Stored data:
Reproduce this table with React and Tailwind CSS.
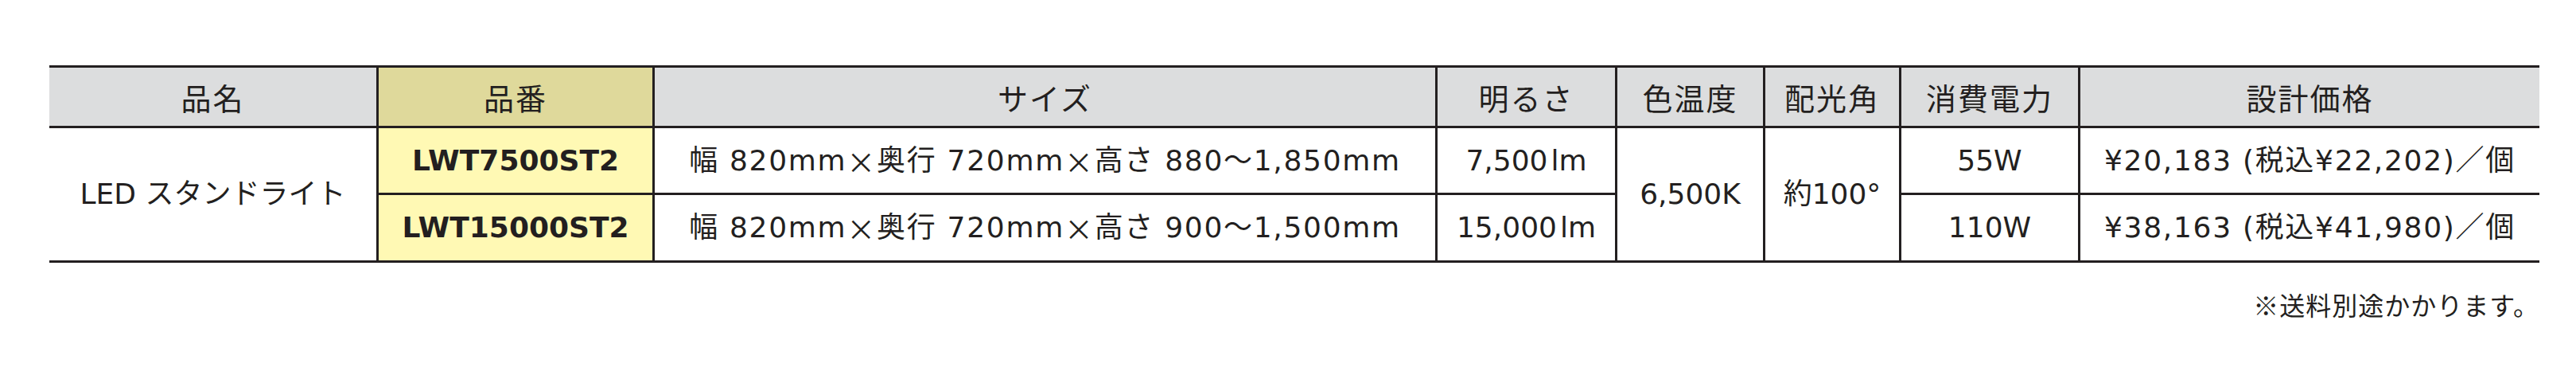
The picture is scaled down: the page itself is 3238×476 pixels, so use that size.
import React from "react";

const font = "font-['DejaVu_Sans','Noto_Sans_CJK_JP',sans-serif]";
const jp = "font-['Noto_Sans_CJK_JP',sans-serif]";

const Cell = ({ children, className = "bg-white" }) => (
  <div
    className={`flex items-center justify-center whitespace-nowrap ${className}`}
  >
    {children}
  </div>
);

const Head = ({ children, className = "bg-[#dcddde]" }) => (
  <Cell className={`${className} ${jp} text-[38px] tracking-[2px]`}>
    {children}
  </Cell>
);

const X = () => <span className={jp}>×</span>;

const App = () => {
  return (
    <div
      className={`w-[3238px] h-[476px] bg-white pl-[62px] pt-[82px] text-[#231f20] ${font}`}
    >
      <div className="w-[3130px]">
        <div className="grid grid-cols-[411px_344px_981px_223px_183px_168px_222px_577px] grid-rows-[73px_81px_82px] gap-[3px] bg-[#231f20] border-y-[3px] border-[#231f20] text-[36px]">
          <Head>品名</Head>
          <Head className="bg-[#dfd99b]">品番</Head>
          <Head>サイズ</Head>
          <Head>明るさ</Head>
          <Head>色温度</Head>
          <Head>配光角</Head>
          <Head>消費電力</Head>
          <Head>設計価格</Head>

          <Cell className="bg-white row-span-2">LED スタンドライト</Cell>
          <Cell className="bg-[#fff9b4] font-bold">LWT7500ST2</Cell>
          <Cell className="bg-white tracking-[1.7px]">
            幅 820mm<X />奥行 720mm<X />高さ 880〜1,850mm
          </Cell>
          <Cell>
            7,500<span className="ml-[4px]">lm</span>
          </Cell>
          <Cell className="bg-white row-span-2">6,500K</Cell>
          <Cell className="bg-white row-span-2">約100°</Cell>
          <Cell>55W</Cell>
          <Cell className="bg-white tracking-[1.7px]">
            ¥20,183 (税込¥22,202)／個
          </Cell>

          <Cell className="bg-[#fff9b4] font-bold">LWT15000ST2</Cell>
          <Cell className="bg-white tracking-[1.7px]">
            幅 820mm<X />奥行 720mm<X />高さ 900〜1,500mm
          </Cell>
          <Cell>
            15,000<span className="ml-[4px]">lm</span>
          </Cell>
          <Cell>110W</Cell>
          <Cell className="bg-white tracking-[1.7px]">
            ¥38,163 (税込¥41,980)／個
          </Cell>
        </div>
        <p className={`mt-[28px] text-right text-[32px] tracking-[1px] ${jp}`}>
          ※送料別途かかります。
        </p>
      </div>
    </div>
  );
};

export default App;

Exercise: In the listing above, find the line with "The picture is" and the line with "<Head>設計価格</Head>". Output those two lines and every line between them, exactly as written.

Task result:
The picture is scaled down: the page itself is 3238×476 pixels, so use that size.
import React from "react";

const font = "font-['DejaVu_Sans','Noto_Sans_CJK_JP',sans-serif]";
const jp = "font-['Noto_Sans_CJK_JP',sans-serif]";

const Cell = ({ children, className = "bg-white" }) => (
  <div
    className={`flex items-center justify-center whitespace-nowrap ${className}`}
  >
    {children}
  </div>
);

const Head = ({ children, className = "bg-[#dcddde]" }) => (
  <Cell className={`${className} ${jp} text-[38px] tracking-[2px]`}>
    {children}
  </Cell>
);

const X = () => <span className={jp}>×</span>;

const App = () => {
  return (
    <div
      className={`w-[3238px] h-[476px] bg-white pl-[62px] pt-[82px] text-[#231f20] ${font}`}
    >
      <div className="w-[3130px]">
        <div className="grid grid-cols-[411px_344px_981px_223px_183px_168px_222px_577px] grid-rows-[73px_81px_82px] gap-[3px] bg-[#231f20] border-y-[3px] border-[#231f20] text-[36px]">
          <Head>品名</Head>
          <Head className="bg-[#dfd99b]">品番</Head>
          <Head>サイズ</Head>
          <Head>明るさ</Head>
          <Head>色温度</Head>
          <Head>配光角</Head>
          <Head>消費電力</Head>
          <Head>設計価格</Head>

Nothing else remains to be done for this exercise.